Tellingly, it was MacKay who took point Thursday. But though his stand-up is far stronger than Fantino's, his answers were no more besmirched by any actual content. For the opposition, this has become like shooting fish in a barrel. "It's the gift that keeps on giving," said one veteran politico.
Here's the difficulty: No one knows the price, not even the manufacturer, Lockheed Martin. From the outset, price estimates have been just that, because the unit cost depends, in any given year, on how many planes are built that year. If all nine of the original international partners -- the United States, Canada, the United Kingdom, Australia, Italy, Turkey, Denmark, Norway and the Netherlands -- were following through on their orders, on the original timetable, Ottawa might still be able to buy 65 planes on budget (though even that has long been in dispute).
But that's demonstrably not the case now. This week, the Pentagon confirmed the U.S. military is trimming its order, due to spending cuts and technological problems. Though it insists it still plans to buy 2,443 of the jets in the decades ahead, it has postponed orders for 179 units over the next five years, garnering savings of US $15.1 billion.
Italy announced this week it is cutting its order to 90 planes from 131. Turkey has trimmed its order and the British have yet to decide how many of the planes they will buy.
Taken together, that makes the unit cost for Canada a black box.
"I don't think anybody in the world knows the price of the F-35s at this point," said Liberal Sen. Colin Kenny, who has long supported the project.
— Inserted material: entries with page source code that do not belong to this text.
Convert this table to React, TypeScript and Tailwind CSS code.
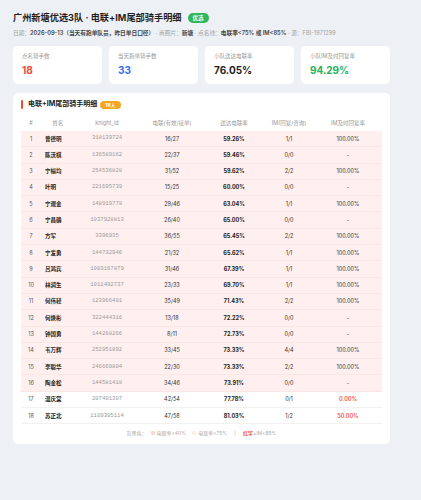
import React from 'react'

const font = { fontFamily: 'Inter, "Noto Sans CJK SC", "Noto Sans", sans-serif' }

const rows = [
  ['1', '曾德明', '318139724', '16/27', '59.26%', '1/1', '100.00%'],
  ['2', '陈沃棋', '136589162', '22/37', '59.46%', '0/0', '-'],
  ['3', '宁榆均', '254536828', '31/52', '59.62%', '2/2', '100.00%'],
  ['4', '叶明', '221695739', '15/25', '60.00%', '0/0', '-'],
  ['5', '宁观金', '148919778', '29/46', '63.04%', '1/1', '100.00%'],
  ['6', '宁昌确', '1037928813', '26/40', '65.00%', '0/0', '-'],
  ['7', '方军', '3396935', '36/55', '65.45%', '2/2', '100.00%'],
  ['8', '宁发勇', '144732946', '21/32', '65.62%', '1/1', '100.00%'],
  ['9', '吕鸿宾', '1003167879', '31/46', '67.39%', '1/1', '100.00%'],
  ['10', '林润生', '1011492737', '23/33', '69.70%', '1/1', '100.00%'],
  ['11', '何伟轻', '123966401', '35/49', '71.43%', '2/2', '100.00%'],
  ['12', '何焕彬', '322444316', '13/18', '72.22%', '0/0', '-'],
  ['13', '钟国勇', '144268266', '8/11', '72.73%', '0/0', '-'],
  ['14', '韦万辉', '252951892', '33/45', '73.33%', '4/4', '100.00%'],
  ['15', '李聪华', '246669804', '22/30', '73.33%', '2/2', '100.00%'],
  ['16', '陶金松', '144581418', '34/46', '73.91%', '0/0', '-'],
  ['17', '温庆棠', '207491307', '42/54', '77.78%', '0/1', '0.00%'],
  ['18', '苏正北', '1109305114', '47/58', '81.03%', '1/2', '50.00%'],
]

const cols = 'grid grid-cols-[20px_34px_64px_66px_58px_52px_66px] items-center'

const StatCard = ({ label, value, color }: any) => (
  <div className="bg-white rounded-[5px] h-[38px] pl-[9px] pt-[6px]">
    <div className="text-[5.5px] leading-[8px] text-[#999]">{label}</div>
    <div className={`text-[10px] leading-[13px] font-bold mt-[4px] ${color}`}>{value}</div>
  </div>
)

export default function App() {
  return (
    <div className="min-h-screen w-full bg-[#edf0f5] pl-[13px] pt-[11px]" style={font}>
      <div className="w-[377px]">
        {/* title */}
        <div className="flex items-center gap-[6px] h-[14px]">
          <h1 className="text-[9.2px] leading-[14px] font-bold text-[#1f1f1f]">广州新塘优选3队 · 电联+IM尾部骑手明细</h1>
          <span className="bg-[#2fb65c] text-white text-[5.5px] font-bold rounded-full px-[5px] h-[10px] leading-[10px]">优选</span>
        </div>
        <div className="mt-[3px] h-[9px] leading-[9px] text-[5.7px] text-[#a3a3a3] whitespace-nowrap">
          日期：<span className="text-[#444] font-semibold">2026-09-13（当天有跑单队员，昨日单日口径）</span>
          {' · 商圈片：'}<span className="text-[#444] font-semibold">新塘</span>
          {' · 点名线：'}<span className="text-[#444] font-semibold">电联率&lt;75% 或 IM&lt;85%</span>
          {' · 源：FBI-1971299'}
        </div>

        {/* stat cards */}
        <div className="grid grid-cols-4 gap-[7px] mt-[9px]">
          <StatCard label="点名骑手数" value="18" color="text-[#f04a3a]" />
          <StatCard label="当天跑单骑手数" value="33" color="text-[#2f6bf0]" />
          <StatCard label="小队送达电联率" value="76.05%" color="text-[#1f1f1f]" />
          <StatCard label="小队IM及时回复率" value="94.29%" color="text-[#26b25a]" />
        </div>

        {/* table card */}
        <div className="bg-white rounded-[5px] mt-[9px] px-[8px] pt-[7px] pb-[5px]">
          <div className="flex items-center h-[9px]">
            <span className="w-[2px] h-[9px] bg-[#f04a3a] rounded-sm" />
            <span className="ml-[5px] text-[7px] font-bold text-[#222]">电联+IM尾部骑手明细</span>
            <span className="ml-[3px] bg-[#f5a623] text-white text-[5px] font-bold rounded-full px-[5px] h-[8px] leading-[8px]">18人</span>
          </div>

          <div className={`${cols} mt-[6px] h-[16px] text-[5.5px] text-[#999] text-center`}>
            <div>#</div>
            <div>姓名</div>
            <div>knight_id</div>
            <div>电联(有效/接单)</div>
            <div>送达电联率</div>
            <div>IM(回复/咨询)</div>
            <div>IM及时回复率</div>
          </div>

          {rows.map((r, i) => {
            const pink = i < 16
            const red = i >= 16
            return (
              <div
                key={r[0]}
                className={`${cols} h-[16.3px] text-[5.5px] text-center border-b ${
                  pink ? 'bg-[#fff0ef] border-[#fbe6e4]' : 'bg-white border-[#f1f1f1]'
                }`}
              >
                <div className="text-[#555]">{r[0]}</div>
                <div className="text-left pl-[4px] font-bold text-[#222]">{r[1]}</div>
                <div className="text-[#9a9a9a] text-[5.6px]" style={{ fontFamily: '"Liberation Mono", monospace' }}>
                  {r[2]}
                </div>
                <div className="text-[#333]">{r[3]}</div>
                <div className="font-bold text-[#222]">{r[4]}</div>
                <div className="text-[#333]">{r[5]}</div>
                <div className={red ? 'text-[#f04a3a] font-semibold' : 'text-[#333]'}>{r[6]}</div>
              </div>
            )
          })}

          <div className="mt-[3px] h-[12px] flex items-center justify-center gap-[4px] text-[5px] text-[#aaa]">
            <span>背景色：</span>
            <span className="flex items-center gap-[2px]">
              <span className="w-[4px] h-[4px] bg-[#fdd6d0] rounded-[1px]" />
              电联率&lt;40%
            </span>
            <span className="flex items-center gap-[2px] ml-[2px]">
              <span className="w-[4px] h-[4px] bg-[#fdecea] rounded-[1px]" />
              电联率&lt;75%
            </span>
            <span className="mx-[3px]">|</span>
            <span>
              <span className="text-[#f04a3a] font-bold">红字</span>=IM&lt;85%
            </span>
          </div>
        </div>
      </div>
    </div>
  )
}
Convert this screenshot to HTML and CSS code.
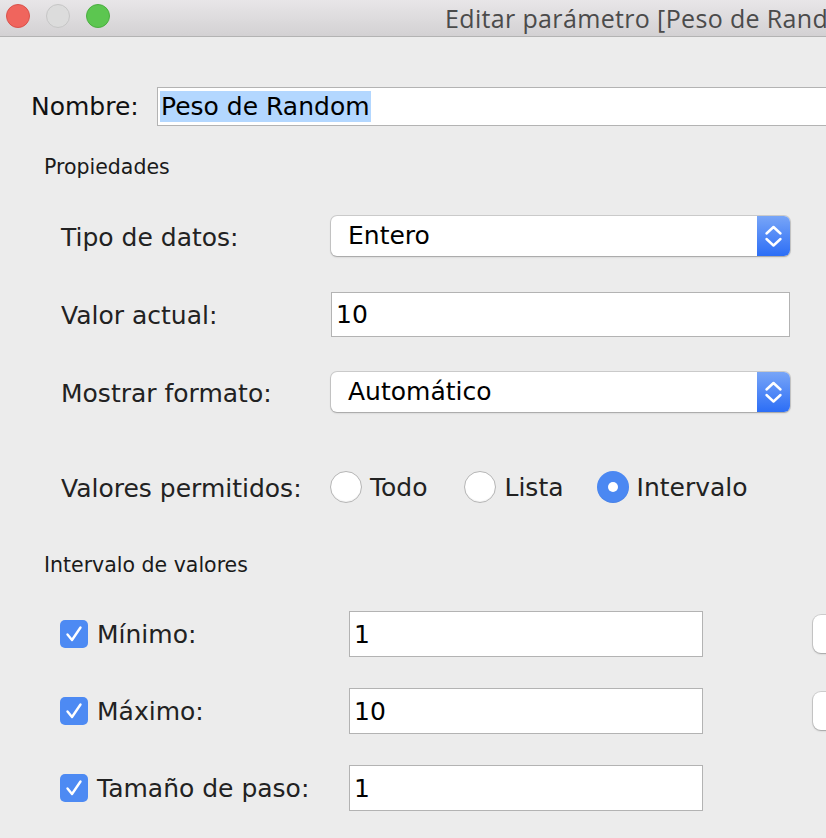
FILE: index.html
```html
<!DOCTYPE html>
<html>
<head>
    <title>Editar parámetro</title>
    <link rel="stylesheet" href="styles.css">
</head>
<body>

<div class="window">
    <div class="titlebar">
        <div class="lights">
            <span class="light close"></span>
            <span class="light minimize"></span>
            <span class="light zoom"></span>
        </div>
        <div class="title">Editar parámetro [Peso de Random]</div>
    </div>

    <div class="content">
        <div class="name-row">
            <label class="name-label">Nombre:</label>
            <div class="field name-field"><span class="selected">Peso de Random</span></div>
        </div>

        <h3 class="section first">Propiedades</h3>

        <div class="prop-row first-row">
            <label class="prop-label">Tipo de datos:</label>
            <div class="select">
                <span class="select-value">Entero</span>
                <span class="stepper">
                    <svg width="33" height="40" viewBox="0 0 33 40"><path d="M9.5 17.5 L16.5 11 L23.5 17.5 M9.5 23 L16.5 29.5 L23.5 23" fill="none" stroke="#fff" stroke-width="2.4" stroke-linecap="round" stroke-linejoin="round"/></svg>
                </span>
            </div>
        </div>

        <div class="prop-row">
            <label class="prop-label">Valor actual:</label>
            <div class="field value-field">10</div>
        </div>

        <div class="prop-row">
            <label class="prop-label">Mostrar formato:</label>
            <div class="select">
                <span class="select-value">Automático</span>
                <span class="stepper">
                    <svg width="33" height="40" viewBox="0 0 33 40"><path d="M9.5 17.5 L16.5 11 L23.5 17.5 M9.5 23 L16.5 29.5 L23.5 23" fill="none" stroke="#fff" stroke-width="2.4" stroke-linecap="round" stroke-linejoin="round"/></svg>
                </span>
            </div>
        </div>

        <div class="prop-row radio-row">
            <label class="prop-label">Valores permitidos:</label>
            <div class="radios">
                <span class="option"><span class="radio"></span>Todo</span>
                <span class="option"><span class="radio"></span>Lista</span>
                <span class="option"><span class="radio on"></span>Intervalo</span>
            </div>
        </div>

        <h3 class="section second">Intervalo de valores</h3>

        <div class="range-row first-row">
            <label class="range-label"><span class="check"><svg width="28" height="28" viewBox="0 0 28 28"><path d="M7.5 14.5 L12 20 L20.5 7.5" fill="none" stroke="#fff" stroke-width="2.4" stroke-linecap="round" stroke-linejoin="round"/></svg></span>Mínimo:</label>
            <div class="field range-field">1</div>
            <span class="side-btn"></span>
        </div>

        <div class="range-row">
            <label class="range-label"><span class="check"><svg width="28" height="28" viewBox="0 0 28 28"><path d="M7.5 14.5 L12 20 L20.5 7.5" fill="none" stroke="#fff" stroke-width="2.4" stroke-linecap="round" stroke-linejoin="round"/></svg></span>Máximo:</label>
            <div class="field range-field">10</div>
            <span class="side-btn"></span>
        </div>

        <div class="range-row">
            <label class="range-label"><span class="check"><svg width="28" height="28" viewBox="0 0 28 28"><path d="M7.5 14.5 L12 20 L20.5 7.5" fill="none" stroke="#fff" stroke-width="2.4" stroke-linecap="round" stroke-linejoin="round"/></svg></span>Tamaño de paso:</label>
            <div class="field range-field">1</div>
        </div>
    </div>
</div>

</body>
</html>
```

FILE: styles.css
```css
/* dialog de parametro, estilo mac */
html, body { margin: 0; padding: 0; }
body {
    width: 826px; height: 838px; overflow: hidden;
    background: #ececec;
    font-family: "DejaVu Sans", Verdana, sans-serif;
    font-size: 25px; color: #222;
}
.window { width: 826px; height: 838px; overflow: hidden; }

.titlebar {
    height: 36px; display: flex; align-items: flex-start;
    padding-left: 6px;
    background: linear-gradient(#e8e6e8, #d3d1d3);
    border-bottom: 1px solid #b3b3b3;
}
.lights { display: flex; gap: 16px; margin-top: 4px; flex-shrink: 0; }
.light {
    width: 24px; height: 24px; border-radius: 50%; box-sizing: border-box;
}
.close { background: #f0655d; border: 1px solid #d9524b; }
.minimize { background: #dcdcdc; border: 1px solid #c6c6c6; }
.zoom { background: #5cc650; border: 1px solid #4aae40; }
.title {
    margin-left: 335px; white-space: nowrap;
    font-family: "Open Sans", "Liberation Sans", sans-serif;
    font-size: 25px; letter-spacing: 0.35px; line-height: 36px; color: #4b4b4b;
}

.field {
    box-sizing: border-box; background: #fff; flex-shrink: 0;
    border: 1px solid #b3b3b3; color: #000;
    display: flex; align-items: center;
}

.name-row {
    display: flex; align-items: center;
    margin-top: 50px; padding-left: 31px;
}
.name-label { width: 126px; flex-shrink: 0; color: #111; }
.name-field { width: 700px; height: 39px; padding-left: 2px; }
.selected { background: #b3d7ff; line-height: 31px; padding: 0 1px; }

.section {
    margin: 0 0 0 44px; font-weight: normal;
    font-size: 20.5px; line-height: 24px; color: #1a1a1a;
}
.section.first { margin-top: 29px; }
.section.second { margin-top: 43px; }

.prop-row {
    display: flex; align-items: center; height: 46px;
    padding-left: 61px; margin-top: 32px;
}
.prop-row.first-row { margin-top: 34px; }
.prop-label { width: 270px; flex-shrink: 0; padding-top: 3px; }

.select {
    width: 459px; height: 40px; display: flex; flex-shrink: 0;
    background: #fff; border-radius: 6px;
    box-shadow: 0 0 0 1px rgba(0,0,0,0.13), 0 1px 2px rgba(0,0,0,0.22);
    color: #000;
}
.select-value { flex: 1; padding-left: 17px; line-height: 40px; }
.stepper {
    width: 33px; height: 40px; display: block;
    border-radius: 0 6px 6px 0;
    background: linear-gradient(#78a5f7, #2c6ef6);
}
.stepper svg { display: block; }

.value-field { width: 459px; height: 45px; padding-left: 4px; }

.radio-row { margin-top: 49px; }
.radios { display: flex; align-items: center; gap: 37px; margin-left: -1px; }
.option { display: flex; align-items: center; gap: 8px; }
.option:last-child { margin-left: -4px; }
.radio {
    width: 32px; height: 32px; border-radius: 50%; box-sizing: border-box;
    background: #fff; border: 1px solid #b5b5b5;
    box-shadow: inset 0 -1px 1px rgba(0,0,0,0.05);
}
.radio.on {
    border: none; background: #4b88f2;
    display: flex; align-items: center; justify-content: center;
}
.radio.on::after {
    content: ""; width: 10px; height: 10px; border-radius: 50%; background: #fff;
}

.range-row {
    display: flex; align-items: center; height: 46px;
    padding-left: 60px; margin-top: 31px;
}
.range-row.first-row { margin-top: 34px; }
.range-label { width: 289px; flex-shrink: 0; display: flex; align-items: center; gap: 9px; }
.check {
    width: 28px; height: 28px; border-radius: 5px; flex-shrink: 0;
    background: #4d8af3; display: block;
}
.check svg { display: block; }
.range-field { width: 354px; height: 46px; padding-left: 4px; }
.side-btn {
    width: 60px; height: 38px; margin-left: 110px; flex-shrink: 0;
    background: #fff; border-radius: 8px;
    box-shadow: 0 0 0 1px rgba(0,0,0,0.12), 0 1px 2px rgba(0,0,0,0.22);
}
```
Here's why the numbers matter. Sixty-five planes based in Cold Lake, Alta., and Bagotville, Que., according to defence sources, is the minimum required to fulfil the primary mission of the Royal Canadian Air Force, which is to provide 24-hour air cover over four Canadian cities in the event of a "9/11" event.
Though armed drones such as the MQ-9 Reaper -- which are indeed being eyed by the government, sources confirm, notwithstanding Fantino's dismissal of this Wednesday -- can complement fighters, they are not a substitute. Drones could be used overseas, on border patrol or marine interdiction. But for overflights of Canadian cities, sources say, only piloted aircraft offer the necessary degree of flexibility, versatility, reliability and safety.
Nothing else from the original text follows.